Even when California experiences a deluge of rain and snow, as was the case in the winter of 2016–17, the possibility of drought always looms there. In the Central Valley, where many vegetables sold in the United States are grown, the damage to groundwater supplies from pumping and overdrafting (taking out more than is replenished) might never be repaired. Following years of drought (2011 to 2016), the recent abundance of water is forcing scientists and engineers to reexamine reservoir management and water storage. Luckily, the years of scarcity have encouraged innovative and efficient irrigation techniques that are continuously studied and tweaked to create useful strategies for farmers.

With most reservoirs in California now at or near capacity, it’s hard to argue that the state is still in a long-term drought, says Doug Parker, Ph.D., an agricultural economist and the director of the California Institute for Water Resources. “We got some good rain out of the recent storms,” he says, “but does that mean we can all start turning on taps and wasting water? Of course not.”

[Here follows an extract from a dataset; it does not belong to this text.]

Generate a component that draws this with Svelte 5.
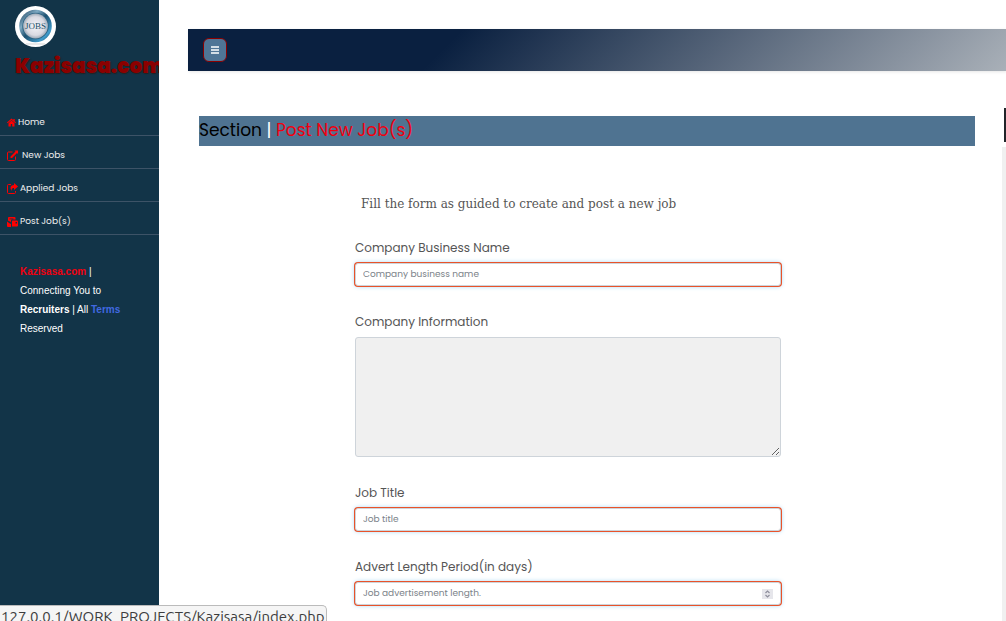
<script>
  const links = [
    { icon: 'home', label: 'Home', gap: 2 },
    { icon: 'edit', label: 'New Jobs', gap: 4 },
    { icon: 'share', label: 'Applied Jobs', gap: 2 },
    { icon: 'mail', label: 'Post Job(s)', gap: 2 }
  ];
</script>

<div class="shell">
  <aside class="sidebar">
    <div class="brand">
      <svg class="logo" viewBox="0 0 41 41" role="img" aria-label="Jobs">
        <defs>
          <linearGradient id="ring" x1="0" y1="0" x2="1" y2="1">
            <stop offset="0" stop-color="#12344f" />
            <stop offset=".3" stop-color="#7fabc4" />
            <stop offset=".5" stop-color="#1d506f" />
            <stop offset=".8" stop-color="#3f9bcb" />
            <stop offset="1" stop-color="#0e3650" />
          </linearGradient>
          <radialGradient id="face">
            <stop offset="0" stop-color="#f4f4f8" />
            <stop offset=".75" stop-color="#d9dae2" />
            <stop offset="1" stop-color="#9eabb9" />
          </radialGradient>
        </defs>
        <circle cx="20.5" cy="20.5" r="20.5" fill="#fff" />
        <path d="M11 38h19" stroke="#d5d5d5" />
        <circle cx="20.5" cy="20" r="16.3" fill="url(#ring)" />
        <circle cx="20.5" cy="20" r="13.2" fill="#286080" />
        <circle cx="20.5" cy="20" r="12.4" fill="url(#face)" />
        <text x="20.5" y="23" text-anchor="middle">JOBS</text>
      </svg>
      <h1>Kazisasa.com</h1>
    </div>

    <nav>
      {#each links as link}
        <a href="#{link.icon}" style="gap: {link.gap}px">
          {#if link.icon === 'home'}
            <svg width="9" height="9" viewBox="0 0 18 18"><path d="M9 1 0 9l1.300 1.500L9 3.800l7.700 6.700L18 9l-2.600-2.300V2h-2.700v2.300zM9 5.200l-6 5.200V17h4.600v-5h2.800v5H15v-6.600z" /></svg>
          {:else if link.icon === 'edit'}
            <svg width="11" height="11" viewBox="0 0 22 22"><path d="M11 4H3Q1 4 1 6v13q0 2 2 2h12q2 0 2-2v-6" fill="none" stroke="#f00" stroke-width="2" /><path d="M7 13 17 3l-2-2h7v7l-2-2-10 10H7z" /></svg>
          {:else if link.icon === 'share'}
            <svg width="11" height="11" viewBox="0 0 22 22"><path d="M8 3H3Q1 3 1 5v14q0 2 2 2h12q2 0 2-2v-3" fill="none" stroke="#f00" stroke-width="2" /><path d="M14 0l8 7-8 7v-4q-5-1-5 6-6-11 5-12z" /></svg>
          {:else}
            <svg width="11" height="10" viewBox="0 0 22 20"><path d="M4 0h11q2 0 2 2v3H10q-2 0-2 2v3L2 7V1zM0 9l7 5 1-1v7H2q-2 0-2-2zM11 7h9q2 0 2 2v8q0 2-2 2H10V8zM5 3v1.500h8V3zm12 7v3h3v-3z" fill-rule="evenodd" /></svg>
          {/if}
          <span>{link.label}</span>
        </a>
      {/each}
    </nav>

    <p class="about">
      <b class="site">Kazisasa.com</b> |<br />
      Connecting You to<br />
      <b>Recruiters</b> | All <a href="#terms">Terms</a><br />
      Reserved
    </p>
  </aside>

  <main>
    <header class="topbar">
      <button type="button" aria-label="Toggle sidebar">
        <svg width="8" height="8" viewBox="0 0 8 8"><path d="M0 1h8M0 4h8M0 7h8" stroke="#fff" stroke-width="1.300" /></svg>
      </button>
    </header>

    <div class="body">
      <section>
        <h2>Section <span class="bar">|</span> <span class="current">Post New Job(s)</span></h2>
        <form>
          <p class="intro">Fill the form as guided to create and post a new job</p>
          <div class="field">
            <label for="company">Company Business Name</label>
            <input id="company" type="text" placeholder="Company business name" />
          </div>
          <div class="field">
            <label for="info">Company Information</label>
            <textarea id="info"></textarea>
          </div>
          <div class="field">
            <label for="title">Job Title</label>
            <input id="title" type="text" placeholder="Job title" />
          </div>
          <div class="field">
            <label for="days">Advert Length Period(in days)</label>
            <div class="number">
              <input id="days" type="number" placeholder="Job advertisement length." />
              <svg class="spin" width="11" height="10" viewBox="0 0 11 10"><path d="M0 0h11v10H0z" fill="#e6e6eb" /><path d="M3.500 4l2-2 2 2M3.500 6l2 2 2-2" fill="none" stroke="#8f8f9d" stroke-width="1.200" /></svg>
            </div>
          </div>
        </form>
      </section>
      <div class="edge"><i class="dark"></i><i class="light"></i></div>
    </div>
  </main>
</div>

<div class="status">127.0.0.1/WORK_PROJECTS/Kazisasa/index.php</div>

<style>
  :global(body) {
    margin: 0;
    background: #fff;
  }
  * {
    box-sizing: border-box;
  }
  .shell {
    display: flex;
    height: 100vh;
    overflow: hidden;
    font-family: Poppins, Inter, sans-serif;
    color: #555;
  }
  .sidebar {
    flex: 0 0 159px;
    overflow: hidden;
    background: #123448;
    color: #fff;
  }
  .brand {
    height: 103px;
    padding: 6px 0 0 15px;
  }
  .logo {
    display: block;
    width: 41px;
    height: 41px;
  }
  .logo text {
    font: 9px "Liberation Serif", serif;
    fill: #1d5069;
  }
  h1 {
    margin: 4px 0 0;
    font-size: 20px;
    line-height: 30px;
    font-weight: 900;
    color: #8b0000;
    text-shadow: 1px 1px 1px #222;
    white-space: nowrap;
  }
  nav a {
    display: flex;
    align-items: center;
    height: 33px;
    padding: 7px 7px 0;
    border-bottom: 1px solid #3d5367;
    color: #eee;
    font-size: 9px;
    text-decoration: none;
  }
  nav svg {
    fill: #f00;
  }
  .about {
    margin: 27px 20px;
    font: 10px/19px "Liberation Sans", sans-serif;
    white-space: nowrap;
  }
  .about .site {
    color: #f00010;
  }
  .about a {
    color: #4169e1;
    font-weight: bold;
    text-decoration: none;
  }
  main {
    flex: 1;
    min-width: 0;
    padding: 29px 0 0 29px;
  }
  .topbar {
    display: flex;
    align-items: center;
    height: 42px;
    padding-left: 15px;
    background: linear-gradient(135deg, #0a2040 0%, #0a2040 32%, #a9b0b8 100%);
    box-shadow: 1px 1px 3px rgba(0, 0, 0, 0.1);
  }
  .topbar button {
    display: grid;
    place-items: center;
    width: 24px;
    height: 24px;
    padding: 0;
    border: 1px solid #8b0000;
    border-radius: 6px;
    background: #4f7596;
  }
  .body {
    display: flex;
    gap: 27px;
    padding: 37px 0 0 11px;
  }
  section {
    flex: 1;
    padding-top: 8px;
  }
  h2 {
    margin: 0;
    height: 30px;
    background: #4f7391;
    color: #000;
    font-size: 17px;
    line-height: 28px;
    font-weight: 400;
  }
  .bar {
    color: #fff;
  }
  .current {
    color: #f00010;
  }
  form {
    max-width: 426px;
    margin: 48px 25% 0 auto;
  }
  .intro {
    margin: 0 0 24px;
    padding-left: 6px;
    font: 12px/20px "DejaVu Serif", serif;
    white-space: nowrap;
  }
  .field {
    margin-bottom: 26px;
  }
  label {
    display: block;
    margin-bottom: 5px;
    font-size: 12px;
    line-height: 20px;
  }
  input,
  textarea {
    display: block;
    width: 100%;
    border: 1px solid #ced4da;
    border-radius: 3px;
    font: 9px Poppins, Inter, sans-serif;
    color: #495057;
  }
  input {
    height: 23px;
    padding: 0 7px;
    background: #fff;
    box-shadow: 0 0 0 1px #e9532a, 0 0 5px #8ccaf0;
    appearance: textfield;
  }
  input::placeholder {
    color: #7b8289;
    opacity: 1;
  }
  textarea {
    height: 120px;
    background: #f0f0f0;
    resize: vertical;
  }
  input::-webkit-inner-spin-button {
    appearance: none;
  }
  .number {
    position: relative;
  }
  .spin {
    position: absolute;
    right: 8px;
    top: 7px;
  }
  .edge {
    display: flex;
    flex-direction: column;
    gap: 5px;
    width: 4px;
    height: 100vh;
  }
  .dark {
    align-self: flex-end;
    width: 2px;
    height: 34px;
    background: #212529;
  }
  .light {
    flex: 1;
    background: #f0f0f0;
  }
  .status {
    position: fixed;
    left: 0;
    bottom: 0;
    height: 16px;
    padding: 0 1px;
    overflow: hidden;
    border: 1px solid #bbb;
    border-width: 1px 1px 0 0;
    border-radius: 0 5px 0 0;
    background: #f5f5f5;
    color: #3d3d3d;
    font: 15px/22px Ubuntu, "Open Sans", sans-serif;
    white-space: nowrap;
  }
</style>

Efficient use is crucial to the recovery of stored groundwater and aquifers, which provided more than 65 percent of irrigation water during the drought. Underground resources can be recharged (or “rewatered”) if managed like a “savings account,” Parker explains. When they are drawn down during a drought, they need to be filled up during
wetter years.

One method farmers have used for years to do this is surge flooding, but the value of this strategy hasn’t been researched and well understood until recently, Parker says. It’s highly effective for certain crops, like dormant grapes (which are not damaged by flooding), but now scientists are studying how the strategy could work for almond trees or vegetable crops. And they’re exploring which soil types work best, and how nutrient loss and pesticide contamination can be avoided, when growers employ the technique.

Emma Torbert and Katie Fyhrie take a different approach to drought management at Cloverleaf Farm near Davis, California, where they raise fruit trees and vegetables on 4 acres. With master’s degrees in horticulture and agronomy, the farm partners rely on their science backgrounds to conduct small experiments that test how much stress (through reduced water and fertilizers) their trees can handle. With microsprinklers fed only from a 200-foot well, they have been able to reduce water usage by almost 50 percent over the past five years. They apply water at night, when evaporation is at its lowest, and use new irrigation technology, such as soil moisture probes and gray-water washing systems.

The partners are also trying out different native drought-tolerant crops, such as elderberries and an overstory of oak trees from which they will harvest acorns to produce and market acorn flour. Additionally, they have experimented with dry-farming a variety of cantaloupe that thrived on leached water from a nearby corn crop.

“I don’t think that one year of water is going to make many farmers relax,” Torbert says.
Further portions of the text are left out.